Chains of tetrahedra: Pyroxenes and amphiboles
When silicate anions polymerize, they share an oxygen atom with a neighboring tetrahedron. Commonly, each tetrahedron will share two of its oxygen atoms, forming long chain structures. These chains still have a net negative charge, however, and the chains bond to metal cations like Fe2+, Mg2+, and Ca2+ to balance the negative charge. These metal cations commonly bond to multiple chains, forming bridges between the chains. Single-chain silicates include a common group called the pyroxenes, which are generally dark-colored (see Figures 3a and 3b). Because the bonds within the tetrahedra are strong, planes of atomic weakness do not cross the chains; instead, pyroxenes have two cleavage planes parallel to the chains and at nearly right angles to each other.
Double chains form when every other tetrahedron in a single chain shares a third oxygen ion with an adjoining chain (see Figure 4a). Like single chains, the double chains still maintain a net negative charge and bond to cations that can form bridges between multiple double chains.
Double chain silicates, called amphiboles, host a wider variety of cations, including Fe2+, Mg2+, Ca2+, Al3+, and Na+, and have a wide variety of colors. The most common amphibole is hornblende, a black mineral found in igneous rocks like granite and andesite (see Figures 4b and 4c). Amphiboles tend to form prismatic crystals with two cleavage planes at 120 degrees to each other.
Pyroxenes and amphiboles can be difficult to distinguish from one another, as they are both dark-colored, blocky minerals. A careful examination of the angle between cleavage planes, described above, is required to identify them.
Sheets: Micas and clays
When every tetrahedron shares three of its oxygen ions with neighboring tetrahedra, sheets are formed (see Figure 5a). Micas such as muscovite and biotite (see Figure 5b) are both common sheet silicates, notable for their one perfect cleavage. This perfect cleavage results from the type of bonds that occur between sheets – van der Waals bonds. Because van der Waals bonds are weak, cleavage occurs between sheets, never across sheets. Clays are another very important sheet silicate that incorporate water into their atomic structure. The presence of water lubricates the sheets and is what makes clays easy to work with in forming pottery; the firing process heats the minerals to the point where the water is driven off, resulting in a rigid, durable structure such as a pot.
Framework: Quartz and feldspar
When each tetrahedron shares all of its oxygen atoms with adjacent tetrahedra, a very strong 3-dimensional framework of Si-O bonds is formed (see Figure 6a). Quartz is pure SiO2; note that the charge is now exactly balanced and no other bonding ions are needed. In the feldspars, one or two out of every four Si4+ ions is replaced by an Al3+ ion, creating a charge imbalance that must be solved through the presence of additional cations: K+, Na+, and Ca2+. There are two kinds of feldspars upon which cations are incorporated into the structure. Feldspars that contain the K+ cation are called K-feldspars, or alkali feldspar, whereas those that contain Na+ and Ca2+ are called plagioclase feldspars (see Figure 6b). This separation occurs because K+ is a much larger cation than either Ca2+ or Na+, and its presence creates a slightly expanded framework structure.

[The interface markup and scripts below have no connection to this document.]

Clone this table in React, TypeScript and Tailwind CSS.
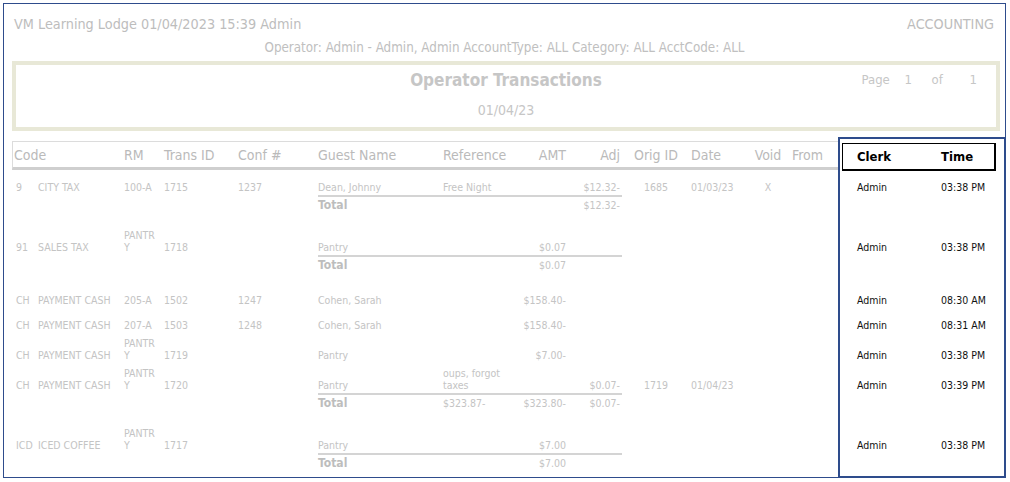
import React from 'react';

const GRID =
  'grid grid-cols-[24px_86px_40px_74px_80px_125px_79px_48px_54px_68px_60px_36px_52px_98px_64px] items-end text-[10.5px] leading-[12px] text-[#c4c4c4]';

type Row = {
  mt: string;
  num: string;
  desc: string;
  rm: React.ReactNode;
  trans: string;
  conf?: string;
  guest: string;
  refc?: React.ReactNode;
  amt?: string;
  adj?: string;
  orig?: string;
  date?: string;
  vd?: string;
  time: string;
};

const Pantry = (
  <>
    PANTR
    <br />Y
  </>
);

function DataRow({ r }: { r: Row }) {
  return (
    <div className={`${GRID} ${r.mt}`}>
      <div className="pl-[4px]">{r.num}</div>
      <div className="pl-[2px]">{r.desc}</div>
      <div className="pl-[2px]">{r.rm}</div>
      <div className="pl-[2px]">{r.trans}</div>
      <div className="pl-[2px]">{r.conf}</div>
      <div className="pl-[2px]">{r.guest}</div>
      <div className="pl-[2px]">{r.refc}</div>
      <div className="pr-[2px] text-right">{r.amt}</div>
      <div className="pr-[2px] text-right">{r.adj}</div>
      <div className="text-center">{r.orig}</div>
      <div className="pl-[1px]">{r.date}</div>
      <div className="text-center">{r.vd}</div>
      <div />
      <div className="pl-[19px] text-[#111]">Admin</div>
      <div className="pl-[5px] text-[#111]">{r.time}</div>
    </div>
  );
}

function TotalRow({ refc, amt, adj }: { refc?: string; amt?: string; adj?: string }) {
  return (
    <div className="flex mt-[2px]">
      <div className="w-[306px]" />
      <div className="w-[304px] h-[18px] border-t-2 border-[#d4d4d4] grid grid-cols-[123px_79px_48px_54px] items-center text-[10.5px] leading-[12px] text-[#c4c4c4]">
        <div className="font-bold text-[12px] text-[#bdbdbd]">Total</div>
        <div className="pl-[2px]">{refc}</div>
        <div className="pr-[2px] text-right">{amt}</div>
        <div className="pr-[2px] text-right">{adj}</div>
      </div>
    </div>
  );
}

export default function App() {
  return (
    <div className="w-[1010px] h-[482px] bg-white pt-[3px] pl-[3px] font-['DejaVu_Sans_Condensed','DejaVu_Sans',sans-serif] font-stretch-semi-condensed">
      <div className="relative w-[1003px] h-[475px] border border-[#2e4c8c]">
        {/* title row */}
        <div className="flex justify-between pt-[12px] pl-[10px] pr-[11px] text-[14.3px] leading-[16px] text-[#bdbdbd]">
          <span>VM Learning Lodge 01/04/2023 15:39 Admin</span>
          <span>ACCOUNTING</span>
        </div>
        <div className="mt-[9px] text-center text-[13.3px] leading-[14px] text-[#c0c0c0]">
          Operator: Admin - Admin, Admin AccountType: ALL Category: ALL AcctCode: ALL
        </div>

        {/* beige box */}
        <div className="mt-[6px] ml-[8px] w-[988px] h-[70px] border-4 border-[#e8e8d7]">
          <div className="grid grid-cols-[1fr_auto_1fr] pt-[5px] items-center">
            <div />
            <div className="font-bold text-[17px] leading-[20px] text-[#c6c6c6]">Operator Transactions</div>
            <div className="flex justify-end pr-[19px] text-[13px] leading-[20px] text-[#c6c6c6]">
              <span className="w-[43px]">Page</span>
              <span className="w-[27px]">1</span>
              <span className="w-[38px]">of</span>
              <span>1</span>
            </div>
          </div>
          <div className="mt-[12px] text-center text-[14px] leading-[16px] text-[#c6c6c6]">01/04/23</div>
        </div>

        {/* table */}
        <div className="ml-[8px] mt-[10px]">
          <div className="flex h-[29px]">
            <div className="w-[826px] h-[29px] border-t border-l border-b-[3px] border-t-[#dcdcdc] border-l-[#dcdcdc] border-b-[#cfcfcf] grid grid-cols-[109px_40px_74px_80px_125px_79px_48px_54px_68px_60px_36px_52px] items-center text-[14px] leading-[16px] text-[#bababa]">
              <div className="pl-[1px]">Code</div>
              <div className="pl-[2px]">RM</div>
              <div className="pl-[2px]">Trans ID</div>
              <div className="pl-[2px]">Conf #</div>
              <div className="pl-[2px]">Guest Name</div>
              <div className="pl-[2px]">Reference</div>
              <div className="pr-[2px] text-right">AMT</div>
              <div className="pr-[2px] text-right">Adj</div>
              <div className="text-center">Orig ID</div>
              <div className="pl-[1px]">Date</div>
              <div className="text-center">Void</div>
              <div className="pl-[6px]">From</div>
            </div>
            <div className="ml-[4px] mt-[2px] w-[154px] h-[28px] border border-r-2 border-b-2 border-black grid grid-cols-[98px_1fr] items-center font-bold text-[13px] leading-[16px] text-black">
              <div className="pl-[14px]">Clerk</div>
              <div>Time</div>
            </div>
          </div>

          <DataRow
            r={{ mt: 'mt-[11px]', num: '9', desc: 'CITY TAX', rm: '100-A', trans: '1715', conf: '1237', guest: 'Dean, Johnny', refc: 'Free Night', adj: '$12.32-', orig: '1685', date: '01/03/23', vd: 'X', time: '03:38 PM' }}
          />
          <TotalRow adj="$12.32-" />

          <DataRow
            r={{ mt: 'mt-[16px]', num: '91', desc: 'SALES TAX', rm: Pantry, trans: '1718', guest: 'Pantry', amt: '$0.07', time: '03:38 PM' }}
          />
          <TotalRow amt="$0.07" />

          <DataRow
            r={{ mt: 'mt-[21px]', num: 'CH', desc: 'PAYMENT CASH', rm: '205-A', trans: '1502', conf: '1247', guest: 'Cohen, Sarah', amt: '$158.40-', time: '08:30 AM' }}
          />
          <DataRow
            r={{ mt: 'mt-[13px]', num: 'CH', desc: 'PAYMENT CASH', rm: '207-A', trans: '1503', conf: '1248', guest: 'Cohen, Sarah', amt: '$158.40-', time: '08:31 AM' }}
          />
          <DataRow
            r={{ mt: 'mt-[6px]', num: 'CH', desc: 'PAYMENT CASH', rm: Pantry, trans: '1719', guest: 'Pantry', amt: '$7.00-', time: '03:38 PM' }}
          />
          <DataRow
            r={{
              mt: 'mt-[6px]',
              num: 'CH',
              desc: 'PAYMENT CASH',
              rm: Pantry,
              trans: '1720',
              guest: 'Pantry',
              refc: (
                <>
                  oups, forgot
                  <br />
                  taxes
                </>
              ),
              adj: '$0.07-',
              orig: '1719',
              date: '01/04/23',
              time: '03:39 PM',
            }}
          />
          <TotalRow refc="$323.87-" amt="$323.80-" adj="$0.07-" />

          <DataRow
            r={{ mt: 'mt-[16px]', num: 'ICD', desc: 'ICED COFFEE', rm: Pantry, trans: '1717', guest: 'Pantry', amt: '$7.00', time: '03:38 PM' }}
          />
          <TotalRow amt="$7.00" />
        </div>

        {/* highlight overlay */}
        <div className="absolute left-[834px] top-[133px] w-[168px] h-[341px] border-2 border-[#2e4c8c] pointer-events-none" />
      </div>
    </div>
  );
}
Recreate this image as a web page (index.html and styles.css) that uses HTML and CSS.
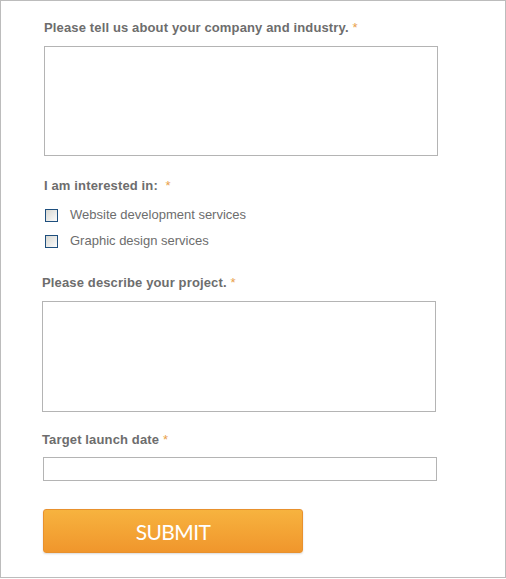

Like olivine, quartz also has no cleavage, because there is no natural weakness within that 3-dimensional framework. The feldspars, on the other hand, have two good cleavage planes at ~90 degrees to each other, due in part to the way that the aluminum ion changes the structure slightly, opening up planes of weakness. Quartz and feldspar are generally light-colored as well, making them easily distinguishable from darker minerals like olivine and pyroxene.
Quartz and feldspar together make up the bulk of the rocks we see at the surface. Plagioclase feldspar is the single most common mineral in Earth's crust, making up an estimated 39% of both continental and oceanic crust. Quartz only makes up an estimated 12% of the entire crust, but it is by far the most common mineral we see on the surface because of its resistance to weathering.
Familiarity with these few minerals – olivine, garnet, pyroxene, hornblende, muscovite, biotite, K-feldspar, plagioclase, and quartz – prepares you to identify and interpret the vast majority of rocks you will see on Earth's surface.
Silicates as a natural resource
Though we generally think of coal or oil when discussing natural resources, silicate minerals are a natural resource we can't live without on our planet, and not just because of our increasing reliance on computers. Without quartz, there would be no glass. Without the clay minerals, we would have no ceramics or pottery. We use silicate minerals in the manufacture of many building materials, including bricks and concrete. The weathering of silicate minerals on the surface of Earth produces the soils in which we grow our foods and the sand on our beaches. The properties of the minerals that are important to us are based on the versatility of the silicate anion in combination with other elements.